Shall we buy vegetables or wheat? Doctors need money too. The mill needs money too. Nothing can be done with 5 kilos of flour. What to buy with a day’s wage?
We, the poor people, have big troubles. Too much stress. People who have 1-2 children can’t feed them, they don’t get enough food. It is very bad. The poor cant feed himself, pay the doctor or feed the kids.”
“I get 60 rupees (1euro) a day. My daily expenses are 40-45 rupess. The prices at the market are very high. Oil costs 80 rupees per kilo. We hardly can afford it. 5 kilos wheat cost 60 rupees. Much higher than one year ago. If one of us works and we eat twice a day we run out of money. We eat less, so that we don’t deprive the children from food.”

The inhabitants depend on the state. In every city small stores run by the state provide food at low prices.

“We can get 35 kilos of good with 90 rupees. That’s how we make it. We take our papers and we go to the store. They give us what the analogous quantity.”

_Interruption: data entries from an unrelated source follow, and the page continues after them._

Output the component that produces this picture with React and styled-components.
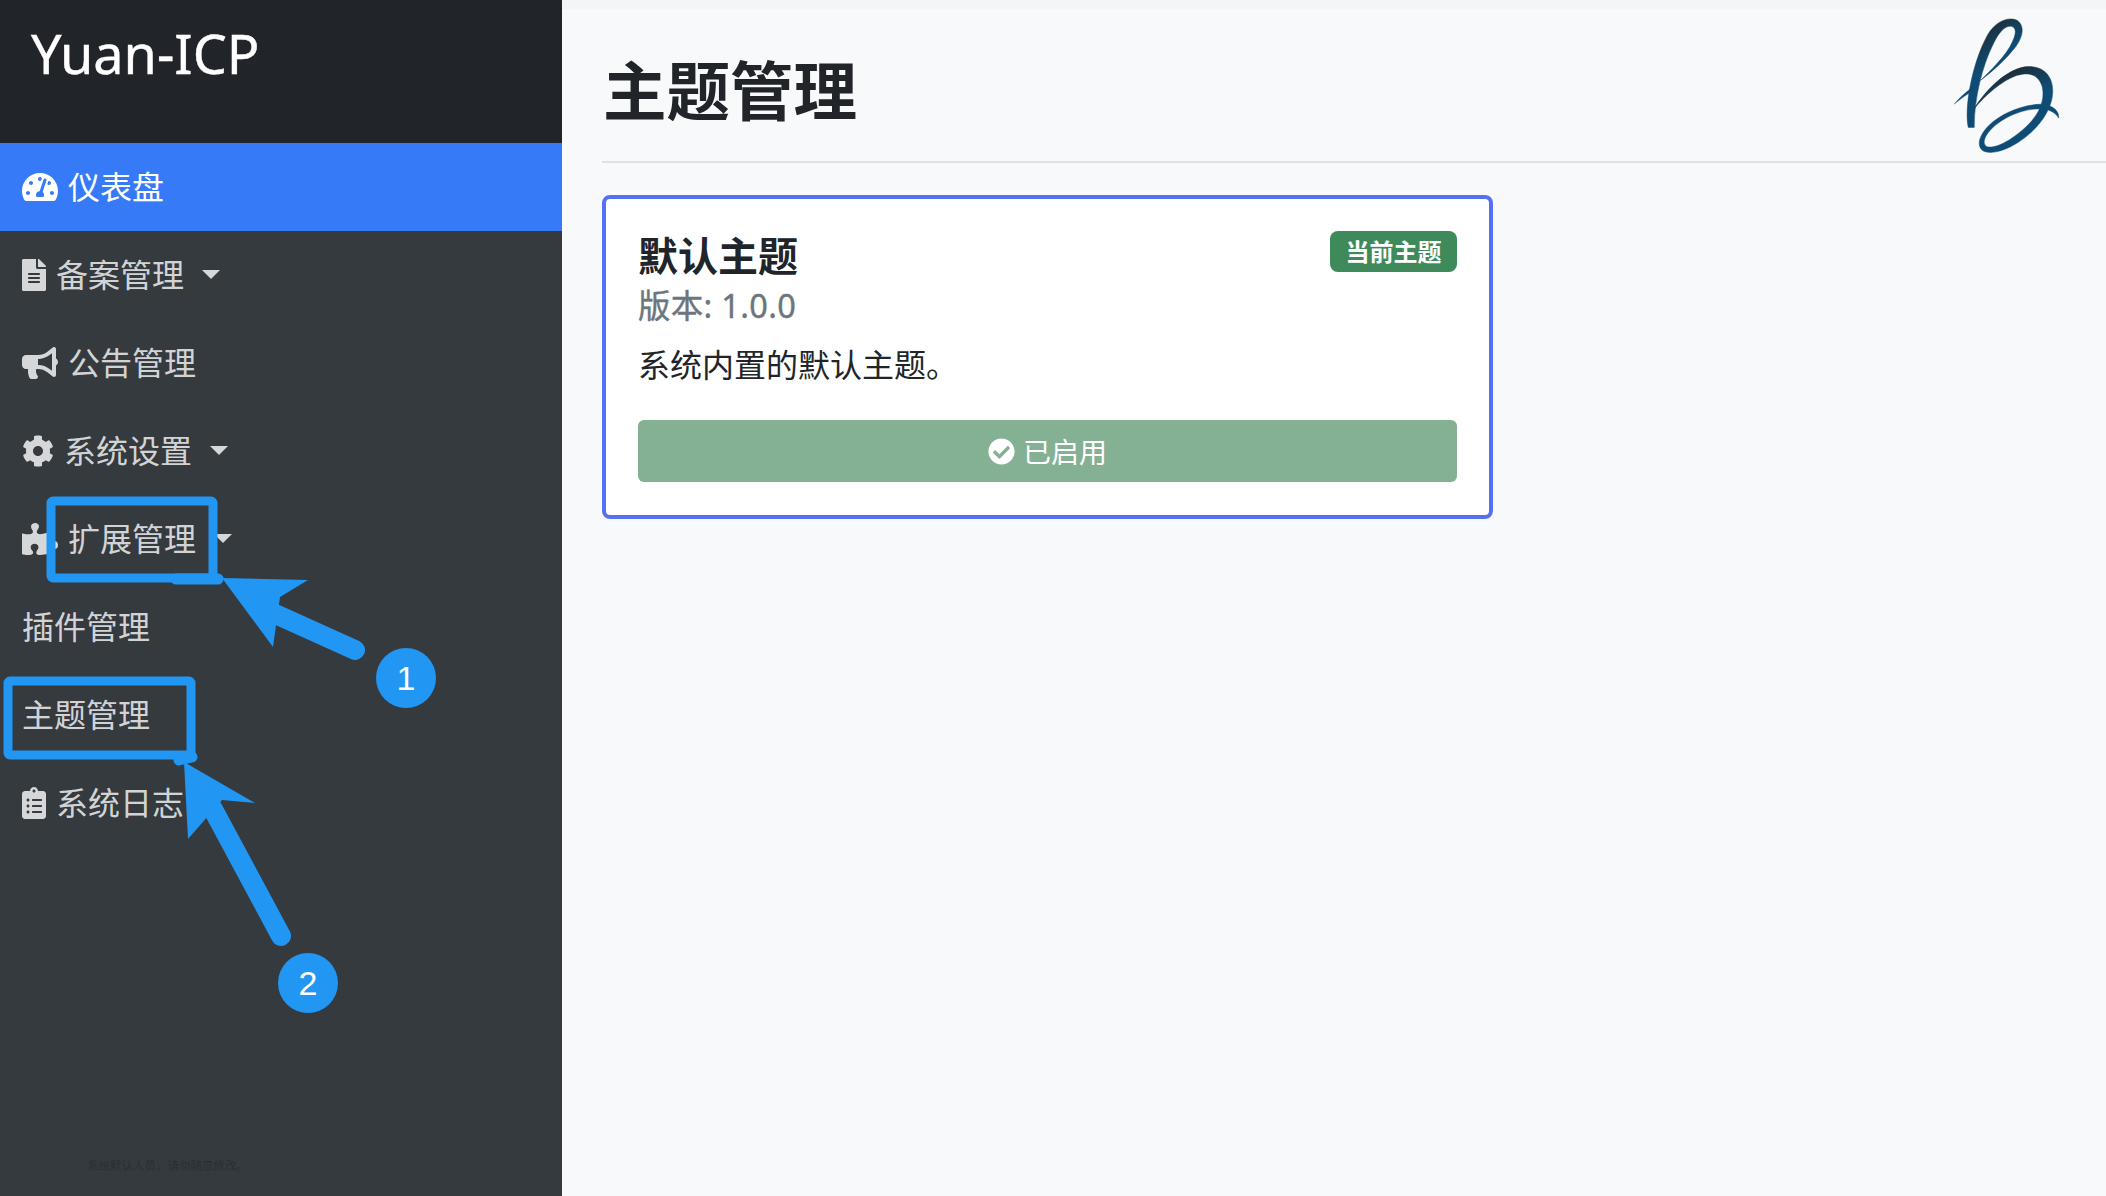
import React from 'react';
import styled, { createGlobalStyle } from 'styled-components';
import { FaTachometerAlt, FaFileAlt, FaBullhorn, FaCog, FaPuzzlePiece, FaClipboardList, FaCheckCircle } from 'react-icons/fa';

const Global = createGlobalStyle`
  html, body { margin: 0; padding: 0; background: #f8f9fa; }
  body { font-family: "Noto Sans", "Noto Sans CJK SC", sans-serif; overflow: hidden; }
`;

const Page = styled.div`
  position: relative;
  display: flex;
  width: 2106px;
  height: 1196px;
  overflow: hidden;
`;

const Sidebar = styled.aside`
  width: 562px;
  flex: none;
  background: #353a3f;
  display: flex;
  flex-direction: column;
`;

const Brand = styled.div`
  height: 143px;
  flex: none;
  box-sizing: border-box;
  background: #212529;
  color: #fff;
  padding: 13px 0 0 31px;
  font-size: 54px;
  line-height: 80px;
  -webkit-text-stroke: 0.4px #fff;
`;

const Nav = styled.nav`
  display: flex;
  flex-direction: column;
`;

const NavItem = styled.div`
  height: 88px;
  display: flex;
  align-items: center;
  padding-left: 22px;
  font-size: 32px;
  color: ${p => (p.$active ? '#fff' : 'rgba(255,255,255,.8)')};
  background: ${p => (p.$active ? '#377af7' : 'transparent')};
  svg { width: ${p => p.$iconWidth}px; height: 32px; margin-right: 10px; flex: none; }
`;

const Label = styled.span`
  margin-top: -4px;
`;

const Caret = styled.span`
  width: 0;
  height: 0;
  margin: -2px 0 0 18px;
  border-top: 9px solid rgba(255,255,255,.8);
  border-left: 9px solid transparent;
  border-right: 9px solid transparent;
`;

const Fine = styled.div`
  margin: auto 0 22px 87px;
  font-size: 11.5px;
  line-height: 16px;
  color: #2a2f33;
`;

const Main = styled.main`
  flex: 1;
  min-width: 0;
  display: flex;
  flex-direction: column;
  background: #f8f9fa;
`;

const TopStrip = styled.div`
  height: 9px;
  background: #f4f5f6;
`;

const Heading = styled.header`
  margin-left: 40px;
  height: 154px;
  box-sizing: border-box;
  padding: 4px 41px 0 1px;
  border-bottom: 2px solid #dee2e6;
  display: flex;
  justify-content: space-between;
  align-items: flex-start;
`;

const Title = styled.h1`
  margin: 36px 0 0;
  font-size: 63.5px;
  line-height: 84px;
  font-weight: 700;
  color: #212529;
`;

const Logo = styled.svg`
  width: 117px;
  height: 143px;
  flex: none;
`;

const Card = styled.section`
  margin: 32px 0 0 40px;
  width: 891px;
  height: 324px;
  box-sizing: border-box;
  padding: 32px 32px 33px;
  background: #fff;
  border: 4px solid #5570f0;
  border-radius: 8px;
  display: flex;
  flex-direction: column;
`;

const CardTop = styled.div`
  display: flex;
  justify-content: space-between;
  align-items: flex-start;
`;

const CardTitle = styled.h2`
  margin: -1px 0 0;
  font-size: 40px;
  line-height: 52px;
  font-weight: 700;
  color: #212529;
`;

const Version = styled.div`
  margin-top: 1px;
  font-size: 32.5px;
  line-height: 46px;
  letter-spacing: 0.3px;
  color: #6c757d;
  -webkit-text-stroke: 0.4px #6c757d;
`;

const Badge = styled.span`
  width: 127px;
  height: 41px;
  box-sizing: border-box;
  padding-bottom: 2px;
  display: flex;
  align-items: center;
  justify-content: center;
  background: #3f8a5b;
  color: #fff;
  font-size: 24px;
  font-weight: 700;
  border-radius: 8px;
`;

const Description = styled.p`
  margin: 13px 0 0;
  font-size: 32px;
  line-height: 46px;
  color: #212529;
`;

const Button = styled.button`
  margin-top: auto;
  height: 62px;
  border: 0;
  border-radius: 6px;
  background: #84b094;
  color: #fff;
  font: inherit;
  font-size: 28px;
  display: flex;
  align-items: center;
  justify-content: center;
  gap: 8px;
`;

const Annotations = styled.svg`
  position: absolute;
  left: 0;
  top: 0;
  width: 2106px;
  height: 1196px;
  pointer-events: none;
`;

const Step = styled.span`
  position: absolute;
  left: ${p => p.$x - 30}px;
  top: ${p => p.$y - 30}px;
  width: 60px;
  height: 60px;
  border-radius: 50%;
  background: #2196f3;
  color: #fff;
  font-family: "Liberation Sans", sans-serif;
  font-size: 34px;
  display: flex;
  align-items: center;
  justify-content: center;
`;

const items = [
  { icon: <FaTachometerAlt />, w: 36, label: '仪表盘', active: true },
  { icon: <FaFileAlt />, w: 24, label: '备案管理', caret: true },
  { icon: <FaBullhorn />, w: 36, label: '公告管理' },
  { icon: <FaCog />, w: 32, label: '系统设置', caret: true },
  { icon: <FaPuzzlePiece />, w: 36, label: '扩展管理', caret: true },
  { label: '插件管理' },
  { label: '主题管理' },
  { icon: <FaClipboardList />, w: 24, label: '系统日志' },
];

export default function App() {
  return (
    <Page>
      <Global />
      <Sidebar>
        <Brand>Yuan-ICP</Brand>
        <Nav>
          {items.map(it => (
            <NavItem key={it.label} $active={it.active} $iconWidth={it.w}>
              {it.icon}
              <Label>{it.label}</Label>
              {it.caret && <Caret />}
            </NavItem>
          ))}
        </Nav>
        <Fine>系统默认人员，请勿随意修改。</Fine>
      </Sidebar>
      <Main>
        <TopStrip />
        <Heading>
          <Title>主题管理</Title>
          <Logo viewBox="140 40 350 430">
            <defs>
              <linearGradient id="ink" x1="0" y1="0" x2="0.4" y2="1">
                <stop offset="0.1" stopColor="#212529" />
                <stop offset="0.5" stopColor="#0f4c75" />
                <stop offset="1" stopColor="#0f4c75" />
              </linearGradient>
            </defs>
            <path fill="url(#ink)" stroke="url(#ink)" strokeWidth="1.5" d="M200 384 C188 330 208 198 258 106 C282 64 322 50 347 62 C370 78 366 110 342 142 C318 174 275 214 238 242 C272 208 316 165 332 128 C346 100 344 84 330 80 C310 76 290 100 272 140 C244 198 218 292 218 384 Z" />
            <path fill="url(#ink)" stroke="url(#ink)" strokeWidth="1" d="M158 314 C172 296 190 280 212 264 L210 276 C192 288 174 300 158 314 Z" />
            <path fill="url(#ink)" stroke="url(#ink)" strokeWidth="1.5" d="M216 330 C250 275 310 212 370 202 C422 196 454 225 454 275 C454 330 410 388 360 422 C320 452 268 468 244 454 C224 440 232 408 262 378 C300 342 360 316 420 314 C450 316 474 332 472 356 C462 338 440 328 415 328 C365 328 305 352 268 390 C246 414 242 434 256 442 C285 450 340 416 380 376 C414 342 432 300 422 260 C410 226 385 216 345 228 C300 244 250 288 216 330 Z" />
          </Logo>
        </Heading>
        <Card>
          <CardTop>
            <div>
              <CardTitle>默认主题</CardTitle>
              <Version>版本: 1.0.0</Version>
            </div>
            <Badge>当前主题</Badge>
          </CardTop>
          <Description>系统内置的默认主题。</Description>
          <Button><FaCheckCircle size={27} />已启用</Button>
        </Card>
      </Main>
      <Annotations viewBox="0 0 2106 1196">
        <g fill="none" stroke="#2196f3" strokeWidth="9" strokeLinejoin="round">
          <rect x="51" y="501" width="162" height="77" rx="2" />
          <rect x="8" y="681" width="183" height="74" rx="2" />
        </g>
        <g fill="#2196f3" stroke="#2196f3" strokeLinecap="round">
          <path stroke="none" d="M222 578 L308 580 L280 597 L273 647 Z" />
          <line x1="262" y1="608" x2="355" y2="650" strokeWidth="20" />
          <line x1="176" y1="579" x2="218" y2="579" strokeWidth="11" />
          <path stroke="none" d="M184 762 L255 803 L222 800 L188 839 Z" />
          <line x1="208" y1="800" x2="281" y2="936" strokeWidth="20" />
          <line x1="179" y1="760" x2="192" y2="757" strokeWidth="11" />
        </g>
      </Annotations>
      <Step $x={406} $y={678}>1</Step>
      <Step $x={308} $y={983}>2</Step>
    </Page>
  );
}
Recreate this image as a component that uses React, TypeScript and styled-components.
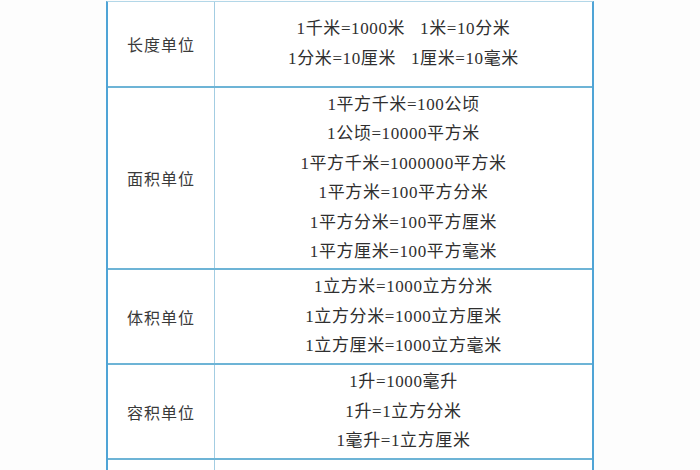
import React from "react";
import styled, { createGlobalStyle } from "styled-components";

const Global = createGlobalStyle`
  html, body {
    margin: 0;
    padding: 0;
    background: #fdfdfd;
  }
  body {
    font-family: "Liberation Serif", "Noto Sans CJK SC", serif;
    color: #333;
  }
`;

const Page = styled.div`
  width: 700px;
  height: 470px;
  overflow: hidden;
  padding-top: 1px;
  box-sizing: border-box;
`;

const Sheet = styled.div`
  width: 488px;
  margin: 0 auto;
  border-left: 2px solid #4fa4d6;
  border-right: 2px solid #4fa4d6;
  border-top: 1px solid #b3d7e8;
  box-sizing: border-box;
  background: #fff;
`;

const Row = styled.div<{ $h: number }>`
  display: grid;
  grid-template-columns: 107px 1fr;
  height: ${(p) => p.$h}px;
  border-bottom: 2px solid #6db4d6;
  box-sizing: border-box;
`;

const Label = styled.div`
  display: flex;
  align-items: center;
  justify-content: center;
  border-right: 1px solid #a3cde2;
  font-size: 16px;
  letter-spacing: 1px;
  color: #3a3a3a;
`;

const Values = styled.div<{ $lh: number }>`
  display: flex;
  flex-direction: column;
  align-items: center;
  justify-content: center;
  font-size: 17px;
  line-height: ${(p) => p.$lh}px;
  letter-spacing: 0.6px;
  color: #2f2f2f;
`;

const Line = styled.div<{ $gap: number }>`
  display: flex;
  gap: ${(p) => p.$gap}px;
  white-space: nowrap;
`;

type Group = { label: string; h: number; lh: number; lines: string[][] };

const groups: Group[] = [
  {
    label: "长度单位",
    h: 86,
    lh: 30,
    lines: [
      ["1千米=1000米", "1米=10分米"],
      ["1分米=10厘米", "1厘米=10毫米"],
    ],
  },
  {
    label: "面积单位",
    h: 182,
    lh: 29.5,
    lines: [
      ["1平方千米=100公顷"],
      ["1公顷=10000平方米"],
      ["1平方千米=1000000平方米"],
      ["1平方米=100平方分米"],
      ["1平方分米=100平方厘米"],
      ["1平方厘米=100平方毫米"],
    ],
  },
  {
    label: "体积单位",
    h: 95,
    lh: 29.5,
    lines: [
      ["1立方米=1000立方分米"],
      ["1立方分米=1000立方厘米"],
      ["1立方厘米=1000立方毫米"],
    ],
  },
  {
    label: "容积单位",
    h: 95,
    lh: 29.5,
    lines: [["1升=1000毫升"], ["1升=1立方分米"], ["1毫升=1立方厘米"]],
  },
];

export default function App() {
  return (
    <Page>
      <Global />
      <Sheet>
        {groups.map((g) => (
          <Row key={g.label} $h={g.h}>
            <Label>{g.label}</Label>
            <Values $lh={g.lh}>
              {g.lines.map((parts, i) => (
                <Line key={i} $gap={15}>
                  {parts.map((t) => (
                    <span key={t}>{t}</span>
                  ))}
                </Line>
              ))}
            </Values>
          </Row>
        ))}
        <Row $h={40}>
          <Label />
          <Values $lh={29.5} />
        </Row>
      </Sheet>
    </Page>
  );
}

This is the biggest food aid program across the world.
(man explaining about it, hear for yourself lots of things inaudible for me 08:30)
But in 1997 India was forced to reform the public distribution system, according to the directions of the world bank and the world trade organization. Help to the masses was anti-competitive and against the market. The aid was reduced.
“We had a universal food distribution system , the PDS, the world bank forced us to dismantle it . As long as that system was in place, the farmers had a guaranteed market . Everyone had a guarantee to affordable food , with a piece of paper, a ration card, which was India’s identity card. With that ration card you could walk to your corner shop and get the 1 or 2 kilo’s of affordable food. The world bank dismantled that so that the corporations would get the market – that is why more people are hungry today then 15 years ago. That is why 70 % of India’s children are malnourished while India has a (inaudible) rate of 90 % .”
At the same time, the WTO urged India to dismiss all the limitations imposed on agricultural imports. That wounded badly the agricultural Indian economy.